Now, first of all we must define what I mean by the edges. Every time frame, and therefore every trading style, can be broken down into three trends: up, down and sideways. When a market is consolidating, or basing, the edges are very obvious. In this chart, I’ve marked 3 obvious sideways trends (each area can be called a base) with short blue lines where price paused for a few candles before beginning a new trend. In all 3 cases, the trend was to the downside, coincidentally. I’ve also marked a much larger and longer base with the two pink lines. For clarity’s sake, all zones are roughly marked instead of using our more specific supply and demand zones.
Depending on your trading style, meaning, how long you plan on spending in a trade, you could have played the smaller zones (marked in blue) back and forth, long and short, until price broke out of the zone. These smaller forex trades aren’t displayed on the chart, but they could have earned you in the neighborhood of 20-40 pips per side.
For the larger pink zone, trading on the long side at the 2 lower arrows should have earned you about 60 pips. On the short side, at the top downward pointing pink arrow, the short should have earned around 2-300 hundred pips.
So now the question is, where are the edges in a trending market?
Using the same EURUSD pair but going out to a larger, weekly timeframe shows a pretty clear downtrend for the past several months. In a downtrend, we prefer to stick with the dominant direction, so short forex trades for our conservative traders! The four blue arrows show where the trader should be looking for short trades in supply zones. Again, each trade would be worth anywhere from 100-300 pips. The more conservative trader will be able to use the bottom edge in a downtrend for profit targets, then patiently wait to re-enter on the short side.
Our more aggressive traders may look to go long, against the trend by playing retracements. Going against the trend is harder, and generally means going for smaller profit targets.
In an uptrend, to trade the edges the conservative trader will look to go long in that uptrend, near the lower edge in a demand zone. On this 60-minute EURGBP chart, this trader had at least 3 possible long entries, worth anywhere from 50-100 pips.
So how do we define the edges? Personally, I’m just using the obvious swing lows and swing highs. Because of our decentralized market when trading spot forex, I don’t need to be as specific as trading a centralized market like futures or stocks. This is why my trendlines, as they are called, don’t line up perfectly as some others would have you draw.

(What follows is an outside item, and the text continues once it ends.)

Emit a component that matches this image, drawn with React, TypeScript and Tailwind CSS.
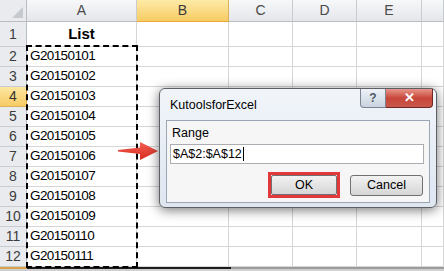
import React from "react"

const cols = ["A", "B", "C", "D", "E", ""]
const ids = [
  "G20150101", "G20150102", "G20150103", "G20150104", "G20150105", "G20150106",
  "G20150107", "G20150108", "G20150109", "G20150110", "G20150111",
]

function ColHeader({ label, active }: { label: string; active?: boolean }) {
  return (
    <div
      className={
        active
          ? "flex items-center justify-center border-r border-b border-r-[#d9b25a] border-b-[#e8a93a] bg-linear-to-b from-[#fdeaa6] to-[#f7cc62] text-[14px] text-[#3a3a3a]"
          : "flex items-center justify-center border-r border-b border-r-[#c8cbd0] border-b-[#b9bcc2] bg-linear-to-b from-[#f7f8f9] to-[#e4e6ea] text-[14px] text-[#4a4a4a]"
      }
    >
      {label}
    </div>
  )
}

function RowHeader({ n, active }: { n: number; active?: boolean }) {
  return (
    <div
      className={
        active
          ? "flex items-center justify-center border-r border-b border-r-[#e8a93a] border-b-[#d9b25a] bg-linear-to-b from-[#fde7a0] to-[#f6cb63] text-[14px] text-[#333]"
          : "flex items-center justify-center border-r border-b border-r-[#b9bcc2] border-b-[#c8cbd0] bg-[#e9ebee] text-[14px] text-[#3c3c3c]"
      }
    >
      {n}
    </div>
  )
}

function Cell({ children, bold }: { children?: React.ReactNode; bold?: boolean }) {
  return (
    <div
      className={
        bold
          ? "flex items-center justify-center border-r border-b border-[#d6d6d6] text-[15px] font-bold text-black"
          : "flex items-center border-r border-b border-[#d6d6d6] pl-[3px] text-[13.5px] tracking-[-0.6px] text-black"
      }
    >
      {children}
    </div>
  )
}

function Arrow() {
  return (
    <svg width="42" height="20" viewBox="0 0 42 20" className="absolute left-[117px] top-[141px]">
      <defs>
        <linearGradient id="ar" x1="0" y1="0" x2="0" y2="1">
          <stop offset="0" stopColor="#f26052" />
          <stop offset="1" stopColor="#d92a1f" />
        </linearGradient>
      </defs>
      <path d="M1 9 L23 6.5 L23 1 L41 10 L23 19 L23 13 L1 10.5 Z" fill="url(#ar)" />
    </svg>
  )
}

function Dialog() {
  return (
    <div className="absolute left-[159px] top-[88px] flex h-[120px] w-[278px] flex-col rounded-[6px] border border-[#5c5f66] bg-linear-to-b from-[#f1f5fa] to-[#dfe6f0] px-[6px] pb-[4px] shadow-[0_2px_12px_rgba(0,0,0,0.55)] font-['Liberation_Sans',sans-serif]">
      <div className="flex h-[31px] items-center justify-between">
        <span className="pl-[4px] pt-[1px] text-[12.5px] text-black">KutoolsforExcel</span>
        <div className="-mr-[3px] flex self-start">
          <div className="flex h-[19px] w-[26px] items-center justify-center rounded-bl-[4px] border border-t-0 border-[#7c8491] bg-linear-to-b from-[#eef2f7] to-[#c9d3df] text-[12px] font-bold text-[#4d5866]">
            ?
          </div>
          <div className="flex h-[19px] w-[47px] items-center justify-center rounded-br-[4px] border border-l-0 border-t-0 border-[#6d2a24] bg-linear-to-b from-[#e7958b] via-[#c8463a] to-[#c9574b] text-[13px] font-bold text-white">
            ✕
          </div>
        </div>
      </div>
      <div className="flex flex-1 flex-col border border-[#9aa6b5] bg-[#f6f6f6] px-[3px]">
        <span className="mt-[5px] pl-[2px] text-[12.5px] leading-[14px] text-black">Range</span>
        <div className="mt-[4px] flex h-[20px] w-[254px] items-center border border-[#abadb3] bg-white pl-[2px] text-[12.5px] text-black">
          $A$2:$A$12
          <span className="ml-[1px] inline-block h-[14px] w-px bg-black" />
        </div>
        <div className="mt-[8px] flex items-start">
          <div className="ml-[98px] border-[3px] border-[#e0383b] p-0">
            <div className="flex h-[20px] w-[66px] items-center justify-center rounded-[2px] border border-[#707070] bg-linear-to-b from-[#f2f2f2] to-[#d6d6d6] text-[12.5px] text-black">
              OK
            </div>
          </div>
          <div className="ml-[10px] mt-[3px] flex h-[21px] w-[73px] items-center justify-center rounded-[3px] border border-[#707070] bg-linear-to-b from-[#f2f2f2] to-[#d6d6d6] text-[12.5px] text-black">
            Cancel
          </div>
        </div>
      </div>
    </div>
  )
}

export default function App() {
  return (
    <div className="relative h-[271px] w-[444px] overflow-hidden bg-white font-['Liberation_Sans',sans-serif]">
      <div className="grid grid-cols-[27px_110px_92px_64px_64px_65px_22px] grid-rows-[22px_25px_repeat(11,20px)]">
        <div className="relative border-r border-b border-r-[#b9bcc2] border-b-[#b9bcc2] bg-[#e9ebee]">
          <div className="absolute bottom-[3px] right-[3px] h-0 w-0 border-l-[11px] border-t-[11px] border-l-transparent border-t-transparent border-b-0 border-r-[11px] border-r-[#c6c9ce]" />
        </div>
        {cols.map((c, i) => (
          <ColHeader key={i} label={c} active={c === "B"} />
        ))}

        <RowHeader n={1} />
        <Cell bold>List</Cell>
        <Cell /><Cell /><Cell /><Cell /><Cell />

        {ids.map((id, i) => (
          <React.Fragment key={id}>
            <RowHeader n={i + 2} active={i + 2 === 4} />
            <Cell>{id}</Cell>
            <Cell /><Cell /><Cell /><Cell /><Cell />
          </React.Fragment>
        ))}
      </div>
      <div className="flex h-[2px]">
        <div className="w-[27px] bg-[#d9a24a]" />
        <div className="w-[204px] bg-[#1c1c1c]" />
        <div className="flex-1 bg-[#9c9c9c]" />
      </div>
      <div className="h-[2px] bg-[#cfcfcf]" />

      {/* copy marquee around A2:A12 */}
      <div className="pointer-events-none absolute left-[26px] top-[45px] h-[223px] w-[112px] border-2 border-dashed border-black" />

      <Arrow />
      <Dialog />
    </div>
  )
}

Another important thing to remember is that our task as traders is to keep our losses small and let our winners run! When trading the edges, your losses should remain very small in relation to the winning trades. In addition, you should be taking fewer trades, because you won’t be forcing trades in the middle, away from the edges. Our recommended reward to risk ratio is 3:1, meaning I’ll risk $1 for every $3 of potential reward. However, when adopting this technique, I believe your reward to risk ratio should rise dramatically, to 5:1 or even 10:1 ratios.